Before the impassioned, inventive invective of Keith Olbermann, there was Hunter S. Thompson, master of intemperate defamation. About Richard Nixon, he wrote: “He was so crooked that he needed servants to help him screw on his pants every morning.” Thompson’s claim that Edmund Muskie, a Democratic candidate for the presidency, was addicted to an imaginary Brazilian drug called Ibogaine was too bizarre to be either a Republican smear or suitable for libel litigation; it was a specimen of gonzo, Thompson’s flamboyant mélange of fact and fiction.

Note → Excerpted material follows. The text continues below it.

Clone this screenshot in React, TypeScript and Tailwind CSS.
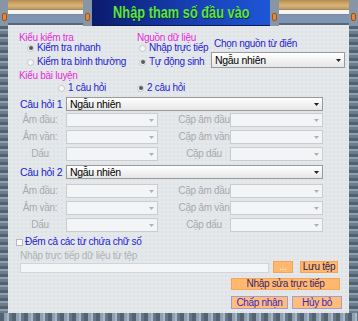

Along with Tom Wolfe, Gay Talese, Joan Didion, Norman Mailer, Truman Capote, and George Plimpton, Thompson belongs to that moment four decades ago when nonfiction supplanted fiction at the center of the American literary game. In Hell’s Angels: A Strange and Terrible Saga, Fear and Loathing in Las Vegas, “The Kentucky Derby Is Decadent and Depraved,” and other febrile books and articles, he practiced a kind of participatory journalism in which the writer became part of the story while fortified with copious infusions of drugs and alcohol. He flaunted the bravura of a brigand, but, despite the arsenal of firearms that he owned, his most effective weapon was baroque, hyperbolic prose. By the time of his self-inflicted death, at 67, Thompson had, according to Jann Wenner, become a victim of the persona that made him
Wenner, the editor who commissioned much of Thompson’s work at Rolling Stone, speaks on camera in Alex Gibney’s attempt to take the cinematic measure of an extraordinarily creative and destructive man. So, too, do politicians George McGovern, Jimmy Carter, Pat Buchanan, and Gary Hart, Hell’s Angel Sonny Barger, artist Ralph Steadman, writers Tom Wolfe and Tim Crouse, historian Douglas Brinkley, singer Jimmy Buffett, wives Sondi Wright and Anita Thompson, and son Juan Thompson. Johnny Depp reads from Thompson texts. The challenge facing Gibney, whose Taxi to the Dark Side used the plight of one innocent Afghan driver to expose systemic abuses in American military prisons, was to create a documentary in a style suitable to his manic subject. The result, using back projection and split screens, is a mix of file footage, interviews, fantasy sequences, and raucous rock that is the portrait of an era and its errant amanuensis. Thompson, who taught himself the writer’s craft by typing out The Great Gatsby, was charismatic but also obnoxious and self-indulgent. Nevertheless, he came closer than most others to capturing in words the madness of his riotous times. He was an anarchist outlaw who came within 31 votes of being elected sheriff of Aspen.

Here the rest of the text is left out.